→ YOUR GOAL
Give the data again exactly as written, skipping any pictures.

→ DATASET EXCERPT
※ ※ ※

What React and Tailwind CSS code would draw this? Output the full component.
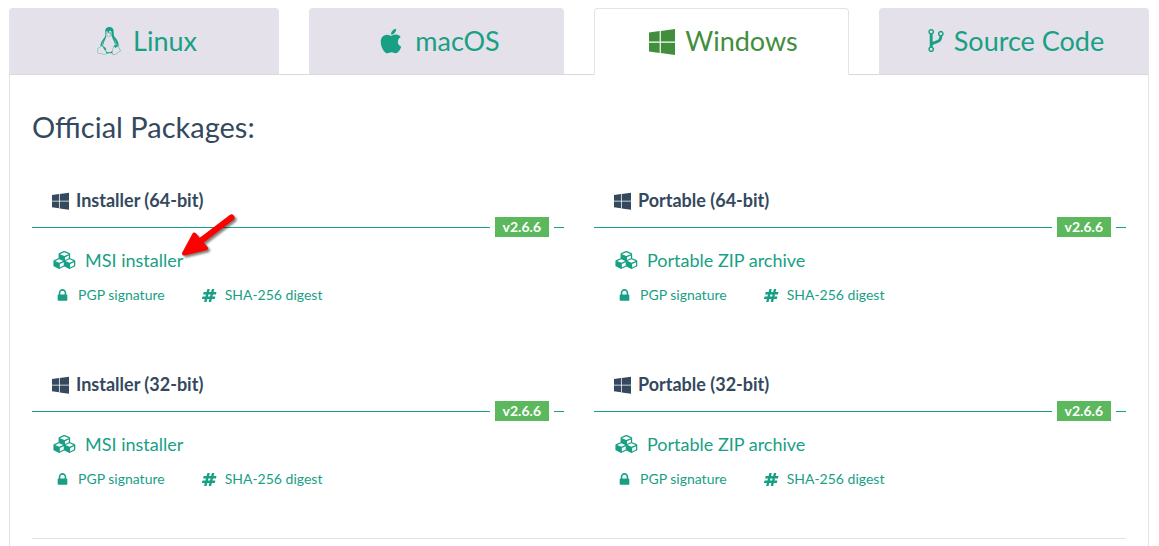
import { FaApple, FaLinux } from "react-icons/fa";

function Glyph({ viewBox, d, className }) {
  return (
    <svg viewBox={viewBox} fill="currentColor" aria-hidden="true" className={className}>
      <path d={d} />
    </svg>
  );
}

function WindowsIcon({ className }) {
  return (
    <Glyph
      viewBox="0 0 1664 1664"
      className={className}
      d="M682 942v651l-682-94v-557h682zm0-743v659h-682v-565zm982 743v786l-907-125v-661h907zm0-878v794h-907v-669z"
    />
  );
}

function ForkIcon({ className }) {
  return (
    <Glyph
      viewBox="0 0 1024 1792"
      className={className}
      d="M288 1472q0-40-28-68t-68-28-68 28-28 68 28 68 68 28 68-28 28-68zm0-1152q0-40-28-68t-68-28-68 28-28 68 28 68 68 28 68-28 28-68zm640 128q0-40-28-68t-68-28-68 28-28 68 28 68 68 28 68-28 28-68zm96 0q0 52-26 96.5t-70 69.5q-2 287-226 414-67 38-203 81-128 40-169.5 71t-41.5 100v26q44 25 70 69.5t26 96.5q0 80-56 136t-136 56-136-56-56-136q0-52 26-96.5t70-69.5v-820q-44-25-70-69.5t-26-96.5q0-80 56-136t136-56 136 56 56 136q0 52-26 96.5t-70 69.5v497q54-26 154-57 55-17 87.5-29.5t70.5-31 59-39.5 40.5-51 28-69.5 8.5-91.5q-44-25-70-69.5t-26-96.5q0-80 56-136t136-56 136 56 56 136z"
    />
  );
}

function CubesIcon({ className }) {
  return (
    <Glyph
      viewBox="0 0 2304 1792"
      className={className}
      d="M640 1632l384-192v-314l-384 164v342zm-64-454l404-173-404-173-404 173zm1088 454l384-192v-314l-384 164v342zm-64-454l404-173-404-173-404 173zm-448-293l384-165v-266l-384 164v267zm-64-379l441-189-441-189-441 189zm1088 518v416q0 36-19 67t-52 47l-448 224q-25 14-57 14t-57-14l-448-224q-4-2-7-4-2 2-7 4l-448 224q-25 14-57 14t-57-14l-448-224q-33-16-52-47t-19-67v-416q0-38 21.5-70t56.5-48l434-186v-400q0-38 21.5-70t56.5-48l448-192q23-10 50-10t50 10l448 192q35 16 56.5 48t21.5 70v400l434 186q36 16 57 48t21 70z"
    />
  );
}

function LockIcon({ className }) {
  return (
    <Glyph
      viewBox="0 0 1152 1792"
      className={className}
      d="M320 768h512v-192q0-106-75-181t-181-75-181 75-75 181v192zm832 96v576q0 40-28 68t-68 28h-960q-40 0-68-28t-28-68v-576q0-40 28-68t68-28h32v-192q0-184 132-316t316-132 316 132 132 316v192h32q40 0 68 28t28 68z"
    />
  );
}

function HashIcon({ className }) {
  return (
    <Glyph
      viewBox="0 0 1792 1792"
      className={className}
      d="M959 1024l64-256h-254l-64 256h254zm768-504l-56 224q-7 24-31 24h-327l-64 256h311q15 0 25 12 10 14 6 28l-56 224q-5 24-31 24h-327l-81 328q-7 24-32 24h-224q-16 0-26-12-9-12-6-28l78-312h-254l-81 328q-7 24-32 24h-225q-15 0-25-12-9-12-6-28l78-312h-311q-15 0-25-12-9-12-6-28l56-224q7-24 31-24h327l64-256h-311q-15 0-25-12-10-14-6-28l56-224q5-24 31-24h327l81-328q7-24 32-24h224q15 0 25 12 9 12 6 28l-78 312h254l81-328q7-24 32-24h224q15 0 25 12 9 12 6 28l-78 312h311q15 0 25 12 9 12 6 28z"
    />
  );
}

function Arrow() {
  return (
    <svg
      viewBox="0 0 60 46"
      aria-hidden="true"
      className="pointer-events-none absolute top-[26px] left-[148px] h-[46px] w-[60px] drop-shadow-[2px_2px_1px_rgba(0,0,0,0.5)]"
      stroke="#fb0200"
      strokeLinejoin="round"
      strokeLinecap="round"
    >
      <path d="M51.5 4.5L18 30" fill="none" strokeWidth="6" />
      <path d="M4 40.5L14.3 21.5L26 35.3Z" fill="#fb0200" strokeWidth="4" />
    </svg>
  );
}

const tabs = [
  { label: "Linux", Icon: FaLinux, icon: "size-7", cell: "pr-[15px]" },
  { label: "macOS", Icon: FaApple, icon: "size-7", cell: "px-[15px]" },
  { label: "Windows", Icon: WindowsIcon, icon: "size-[26px] overflow-visible", cell: "px-[15px]", active: true },
  { label: "Source Code", Icon: ForkIcon, icon: "h-[27px] w-4", cell: "pl-[15px]" },
];

const packages = [
  { title: "Installer (64-bit)", file: "MSI installer", marked: true },
  { title: "Portable (64-bit)", file: "Portable ZIP archive" },
  { title: "Installer (32-bit)", file: "MSI installer" },
  { title: "Portable (32-bit)", file: "Portable ZIP archive" },
];

function Tab({ label, Icon, icon, cell, active }) {
  return (
    <li className={`-mb-px w-1/4 ${cell}`}>
      <a
        href="#packages"
        aria-current={active ? "page" : undefined}
        className={`flex h-[67px] items-center justify-center gap-2.5 rounded-t border pb-0.5 pl-1 text-[27px] leading-10 ${
          active
            ? "border-[#e4e1eb] border-b-white bg-white text-[#418e3d]"
            : "border-[#e4e1eb] border-b-[#d8d8dc] bg-[#e4e1eb] text-[#18a085]"
        }`}
      >
        <Icon className={icon} />
        {label}
      </a>
    </li>
  );
}

function Package({ title, file, marked }) {
  return (
    <section className="relative text-[#18a085]">
      <h3 className="mb-1 flex h-[26px] items-center gap-[7px] pl-5 text-lg font-bold text-[#34495e]">
        <WindowsIcon className="size-[17px] overflow-visible" />
        {title}
      </h3>
      <div className="flex items-center gap-[5px]">
        <span className="h-px flex-1 bg-[#18a085]" />
        <span className="bg-[#5cb85c] px-2 text-sm leading-5 font-bold text-white">v2.6.6</span>
        <span className="h-px w-2.5 bg-[#18a085]" />
      </div>
      <a href="#download" className="mt-[11px] ml-[21px] flex h-6 w-fit items-center gap-2 text-lg">
        <CubesIcon className="h-[18px] w-6" />
        {file}
      </a>
      <div className="mt-[13px] flex h-5 gap-[37px] pl-[23px] text-sm">
        <a href="#signature" className="flex items-center gap-2">
          <LockIcon className="size-[15px]" />
          PGP signature
        </a>
        <a href="#digest" className="flex items-center gap-2">
          <HashIcon className="size-[15px]" />
          SHA-256 digest
        </a>
      </div>
      {marked && <Arrow />}
    </section>
  );
}

export default function App() {
  return (
    <div className="flex min-h-screen flex-col bg-white pt-2 pr-2.5 pl-[9px] font-['Lato',sans-serif]">
      <nav>
        <ul className="flex border-b border-[#d8d8dc]">
          {tabs.map((tab) => (
            <Tab key={tab.label} {...tab} />
          ))}
        </ul>
      </nav>
      <main id="packages" className="flex-1 border-x border-[#e4e1eb] px-[22px] pt-8">
        <h2 className="text-[29px] leading-10 text-[#34495e]">Official Packages:</h2>
        <div className="mt-10 grid grid-cols-2 gap-x-[30px] gap-y-[66px]">
          {packages.map((item) => (
            <Package key={item.title} {...item} />
          ))}
        </div>
        <hr className="mt-[49px] border-[#e4e1eb]" />
      </main>
    </div>
  );
}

※ ※ ※

→ OUTPUT OF THE TASK
What React and Tailwind CSS code would draw this? Output the full component.
import { FaApple, FaLinux } from "react-icons/fa";

function Glyph({ viewBox, d, className }) {
  return (
    <svg viewBox={viewBox} fill="currentColor" aria-hidden="true" className={className}>
      <path d={d} />
    </svg>
  );
}

function WindowsIcon({ className }) {
  return (
    <Glyph
      viewBox="0 0 1664 1664"
      className={className}
      d="M682 942v651l-682-94v-557h682zm0-743v659h-682v-565zm982 743v786l-907-125v-661h907zm0-878v794h-907v-669z"
    />
  );
}

function ForkIcon({ className }) {
  return (
    <Glyph
      viewBox="0 0 1024 1792"
      className={className}
      d="M288 1472q0-40-28-68t-68-28-68 28-28 68 28 68 68 28 68-28 28-68zm0-1152q0-40-28-68t-68-28-68 28-28 68 28 68 68 28 68-28 28-68zm640 128q0-40-28-68t-68-28-68 28-28 68 28 68 68 28 68-28 28-68zm96 0q0 52-26 96.5t-70 69.5q-2 287-226 414-67 38-203 81-128 40-169.5 71t-41.5 100v26q44 25 70 69.5t26 96.5q0 80-56 136t-136 56-136-56-56-136q0-52 26-96.5t70-69.5v-820q-44-25-70-69.5t-26-96.5q0-80 56-136t136-56 136 56 56 136q0 52-26 96.5t-70 69.5v497q54-26 154-57 55-17 87.5-29.5t70.5-31 59-39.5 40.5-51 28-69.5 8.5-91.5q-44-25-70-69.5t-26-96.5q0-80 56-136t136-56 136 56 56 136z"
    />
  );
}

function CubesIcon({ className }) {
  return (
    <Glyph
      viewBox="0 0 2304 1792"
      className={className}
      d="M640 1632l384-192v-314l-384 164v342zm-64-454l404-173-404-173-404 173zm1088 454l384-192v-314l-384 164v342zm-64-454l404-173-404-173-404 173zm-448-293l384-165v-266l-384 164v267zm-64-379l441-189-441-189-441 189zm1088 518v416q0 36-19 67t-52 47l-448 224q-25 14-57 14t-57-14l-448-224q-4-2-7-4-2 2-7 4l-448 224q-25 14-57 14t-57-14l-448-224q-33-16-52-47t-19-67v-416q0-38 21.5-70t56.5-48l434-186v-400q0-38 21.5-70t56.5-48l448-192q23-10 50-10t50 10l448 192q35 16 56.5 48t21.5 70v400l434 186q36 16 57 48t21 70z"
    />
  );
}

function LockIcon({ className }) {
  return (
    <Glyph
      viewBox="0 0 1152 1792"
      className={className}
      d="M320 768h512v-192q0-106-75-181t-181-75-181 75-75 181v192zm832 96v576q0 40-28 68t-68 28h-960q-40 0-68-28t-28-68v-576q0-40 28-68t68-28h32v-192q0-184 132-316t316-132 316 132 132 316v192h32q40 0 68 28t28 68z"
    />
  );
}

function HashIcon({ className }) {
  return (
    <Glyph
      viewBox="0 0 1792 1792"
      className={className}
      d="M959 1024l64-256h-254l-64 256h254zm768-504l-56 224q-7 24-31 24h-327l-64 256h311q15 0 25 12 10 14 6 28l-56 224q-5 24-31 24h-327l-81 328q-7 24-32 24h-224q-16 0-26-12-9-12-6-28l78-312h-254l-81 328q-7 24-32 24h-225q-15 0-25-12-9-12-6-28l78-312h-311q-15 0-25-12-9-12-6-28l56-224q7-24 31-24h327l64-256h-311q-15 0-25-12-10-14-6-28l56-224q5-24 31-24h327l81-328q7-24 32-24h224q15 0 25 12 9 12 6 28l-78 312h254l81-328q7-24 32-24h224q15 0 25 12 9 12 6 28l-78 312h311q15 0 25 12 9 12 6 28z"
    />
  );
}

function Arrow() {
  return (
    <svg
      viewBox="0 0 60 46"
      aria-hidden="true"
      className="pointer-events-none absolute top-[26px] left-[148px] h-[46px] w-[60px] drop-shadow-[2px_2px_1px_rgba(0,0,0,0.5)]"
      stroke="#fb0200"
      strokeLinejoin="round"
      strokeLinecap="round"
    >
      <path d="M51.5 4.5L18 30" fill="none" strokeWidth="6" />
      <path d="M4 40.5L14.3 21.5L26 35.3Z" fill="#fb0200" strokeWidth="4" />
    </svg>
  );
}

const tabs = [
  { label: "Linux", Icon: FaLinux, icon: "size-7", cell: "pr-[15px]" },
  { label: "macOS", Icon: FaApple, icon: "size-7", cell: "px-[15px]" },
  { label: "Windows", Icon: WindowsIcon, icon: "size-[26px] overflow-visible", cell: "px-[15px]", active: true },
  { label: "Source Code", Icon: ForkIcon, icon: "h-[27px] w-4", cell: "pl-[15px]" },
];

const packages = [
  { title: "Installer (64-bit)", file: "MSI installer", marked: true },
  { title: "Portable (64-bit)", file: "Portable ZIP archive" },
  { title: "Installer (32-bit)", file: "MSI installer" },
  { title: "Portable (32-bit)", file: "Portable ZIP archive" },
];

function Tab({ label, Icon, icon, cell, active }) {
  return (
    <li className={`-mb-px w-1/4 ${cell}`}>
      <a
        href="#packages"
        aria-current={active ? "page" : undefined}
        className={`flex h-[67px] items-center justify-center gap-2.5 rounded-t border pb-0.5 pl-1 text-[27px] leading-10 ${
          active
            ? "border-[#e4e1eb] border-b-white bg-white text-[#418e3d]"
            : "border-[#e4e1eb] border-b-[#d8d8dc] bg-[#e4e1eb] text-[#18a085]"
        }`}
      >
        <Icon className={icon} />
        {label}
      </a>
    </li>
  );
}

function Package({ title, file, marked }) {
  return (
    <section className="relative text-[#18a085]">
      <h3 className="mb-1 flex h-[26px] items-center gap-[7px] pl-5 text-lg font-bold text-[#34495e]">
        <WindowsIcon className="size-[17px] overflow-visible" />
        {title}
      </h3>
      <div className="flex items-center gap-[5px]">
        <span className="h-px flex-1 bg-[#18a085]" />
        <span className="bg-[#5cb85c] px-2 text-sm leading-5 font-bold text-white">v2.6.6</span>
        <span className="h-px w-2.5 bg-[#18a085]" />
      </div>
      <a href="#download" className="mt-[11px] ml-[21px] flex h-6 w-fit items-center gap-2 text-lg">
        <CubesIcon className="h-[18px] w-6" />
        {file}
      </a>
      <div className="mt-[13px] flex h-5 gap-[37px] pl-[23px] text-sm">
        <a href="#signature" className="flex items-center gap-2">
          <LockIcon className="size-[15px]" />
          PGP signature
        </a>
        <a href="#digest" className="flex items-center gap-2">
          <HashIcon className="size-[15px]" />
          SHA-256 digest
        </a>
      </div>
      {marked && <Arrow />}
    </section>
  );
}

export default function App() {
  return (
    <div className="flex min-h-screen flex-col bg-white pt-2 pr-2.5 pl-[9px] font-['Lato',sans-serif]">
      <nav>
        <ul className="flex border-b border-[#d8d8dc]">
          {tabs.map((tab) => (
            <Tab key={tab.label} {...tab} />
          ))}
        </ul>
      </nav>
      <main id="packages" className="flex-1 border-x border-[#e4e1eb] px-[22px] pt-8">
        <h2 className="text-[29px] leading-10 text-[#34495e]">Official Packages:</h2>
        <div className="mt-10 grid grid-cols-2 gap-x-[30px] gap-y-[66px]">
          {packages.map((item) => (
            <Package key={item.title} {...item} />
          ))}
        </div>
        <hr className="mt-[49px] border-[#e4e1eb]" />
      </main>
    </div>
  );
}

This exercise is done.